El adversario al que, con arteras mañas, se consiguió derrotar seguiría, según las obsesiones acreditadas, a la cabeza de cualquier respuesta inteligente a la muy censurable tarea llevada a cabo por el Gobierno del señor Aznar. Obsesiones que cumplían un doble papel. Por un lado, el de presentar al ex presidente del Gobierno como un villano, aprovechando el control mediático adquirido con fondos públicos durante estos años.

Y, por otro, la función nada desdeñable de restar autonomía a la nueva dirección del Partido Socialista pretendiendo situarla, absurdamente, ante el dilema de la ruptura con el pasado o la identificación con el objeto de todas las iras del poder. Un dilema tan falso como un euro de plata, pero que, todo hay que decirlo, nunca ha sido bien digerido por algunos socialistas.

Aquí estábamos hasta el bochornoso asunto del viaje de Felipe González a Marruecos y sus falsas entrevistas con el primer ministro Yussufi y con el rey Mohamed, difundidas por el Gobierno a sabiendas de su falsedad, con la intención de que sirvieran, como tantas otras cosas, para seguir construyendo la imagen del villano. En este caso un villano con todos los atributos de la traición y la deslealtad a los sagrados intereses de la patria, representada en exclusiva, como es sabido, por el señor Aznar.
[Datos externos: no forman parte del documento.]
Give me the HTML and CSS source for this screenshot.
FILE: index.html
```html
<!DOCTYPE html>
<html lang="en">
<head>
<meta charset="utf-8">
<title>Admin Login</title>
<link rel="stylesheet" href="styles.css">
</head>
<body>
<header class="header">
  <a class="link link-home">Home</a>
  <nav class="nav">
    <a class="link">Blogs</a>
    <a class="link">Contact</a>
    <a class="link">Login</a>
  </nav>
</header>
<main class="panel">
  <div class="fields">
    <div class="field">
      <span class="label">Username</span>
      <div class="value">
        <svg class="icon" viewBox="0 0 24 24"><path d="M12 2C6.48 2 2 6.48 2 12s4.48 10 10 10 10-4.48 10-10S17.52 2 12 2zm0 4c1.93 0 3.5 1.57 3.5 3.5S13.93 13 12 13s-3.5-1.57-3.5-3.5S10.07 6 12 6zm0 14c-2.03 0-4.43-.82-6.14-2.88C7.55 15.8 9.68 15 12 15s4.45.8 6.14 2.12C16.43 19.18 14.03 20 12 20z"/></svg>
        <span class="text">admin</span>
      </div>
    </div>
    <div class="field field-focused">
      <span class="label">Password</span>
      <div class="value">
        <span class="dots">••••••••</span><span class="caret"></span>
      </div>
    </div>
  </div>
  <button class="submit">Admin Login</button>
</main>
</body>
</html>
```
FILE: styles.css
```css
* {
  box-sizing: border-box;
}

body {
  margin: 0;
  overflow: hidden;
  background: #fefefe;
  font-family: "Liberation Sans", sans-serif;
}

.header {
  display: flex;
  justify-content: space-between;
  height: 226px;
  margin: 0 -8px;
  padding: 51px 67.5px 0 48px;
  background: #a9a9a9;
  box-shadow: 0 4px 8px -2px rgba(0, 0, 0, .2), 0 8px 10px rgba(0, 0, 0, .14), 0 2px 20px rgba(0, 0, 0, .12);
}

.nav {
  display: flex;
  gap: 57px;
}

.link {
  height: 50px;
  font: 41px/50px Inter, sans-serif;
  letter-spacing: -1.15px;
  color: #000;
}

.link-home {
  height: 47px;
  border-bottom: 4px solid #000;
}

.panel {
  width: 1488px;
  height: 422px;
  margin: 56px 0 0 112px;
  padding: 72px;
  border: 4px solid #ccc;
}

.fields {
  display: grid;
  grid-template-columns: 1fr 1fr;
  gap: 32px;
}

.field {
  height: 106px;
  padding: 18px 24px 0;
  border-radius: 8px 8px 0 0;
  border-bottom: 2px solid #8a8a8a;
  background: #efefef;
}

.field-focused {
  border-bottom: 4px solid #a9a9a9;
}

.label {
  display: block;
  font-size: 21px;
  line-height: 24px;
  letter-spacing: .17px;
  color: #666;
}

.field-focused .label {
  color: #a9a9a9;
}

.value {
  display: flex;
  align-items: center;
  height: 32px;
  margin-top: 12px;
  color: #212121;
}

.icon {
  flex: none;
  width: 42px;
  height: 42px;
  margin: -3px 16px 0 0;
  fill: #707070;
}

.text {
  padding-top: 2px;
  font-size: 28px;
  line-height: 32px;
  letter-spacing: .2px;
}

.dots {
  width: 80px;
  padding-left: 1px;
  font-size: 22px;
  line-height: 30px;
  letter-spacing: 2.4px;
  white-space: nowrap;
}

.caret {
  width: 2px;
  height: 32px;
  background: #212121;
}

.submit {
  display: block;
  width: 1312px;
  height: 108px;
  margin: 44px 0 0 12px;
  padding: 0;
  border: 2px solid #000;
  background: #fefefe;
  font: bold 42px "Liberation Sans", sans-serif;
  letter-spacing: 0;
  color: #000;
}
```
Me perdonarán los lectores si le atribuyo enorme importancia a lo que ha ocurrido, como culminación, hasta ahora, de toda una conducta inaceptable. Una conducta que, como los sonidos a los que me refería más arriba, trae a los oídos de muchos ciudadanos -entre los que me cuento- resonancias de rencor, de intolerancia y de indignidad, incompatibles con el juego democrático y la representación política.

No sé cómo se puede mirar al futuro con optimismo mientras el Gobierno que nos tiene que representar a todos se empeña en fundamentar los valores compartidos entre los españoles de distinta condición y no menos diversas ideas sobre la base de la persecución del adversario, de la tergiversación de sus acciones, de la reescritura falaz de una historia, que es, además, parte de nuestra historia común.
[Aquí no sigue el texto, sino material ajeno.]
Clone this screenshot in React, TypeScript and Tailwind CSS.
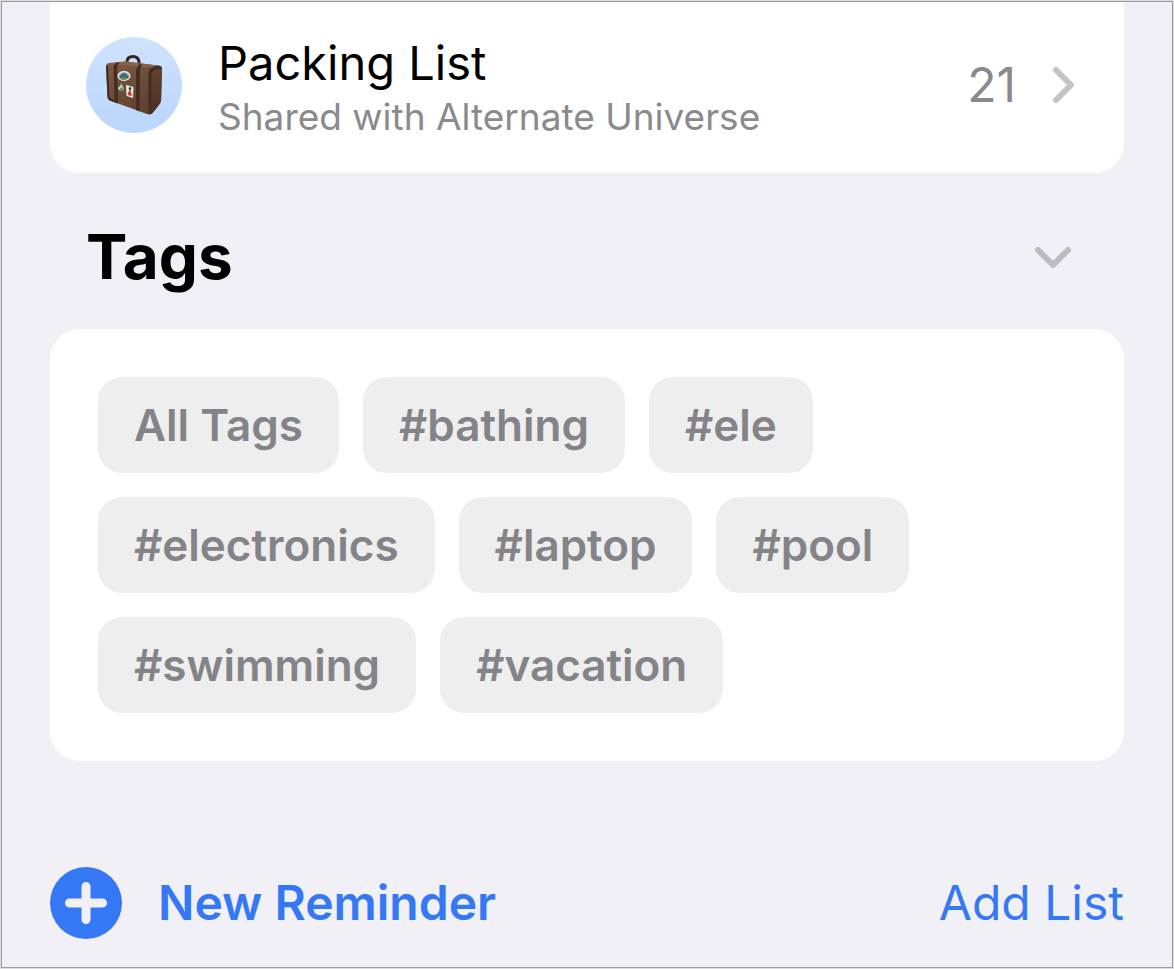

La palabra Felipe sigue teniendo muchas resonancias. Algunas, a la vista está, suscitan desordenadas pasiones. Sin embargo, sigo pensando que, para la mayoría, la mención del nombre de un ex presidente del Gobierno de la España democrática genera, como mínimo, un sentimiento de respeto.

Y no somos pocos los que asociamos su nombre con una fecunda etapa de la historia de España en la que el indudable progreso económico y social apareció unido de modo natural a la dignidad política, el respeto de las personas, incluidos los adversarios políticos y la construcción de valores democráticos.

No me importan los sentimientos que pueda abrigar el señor Aznar hacia Felipe González. Me importa el comportamiento del presidente del Gobierno hacia quienes no pensamos como él, pero conservamos la memoria.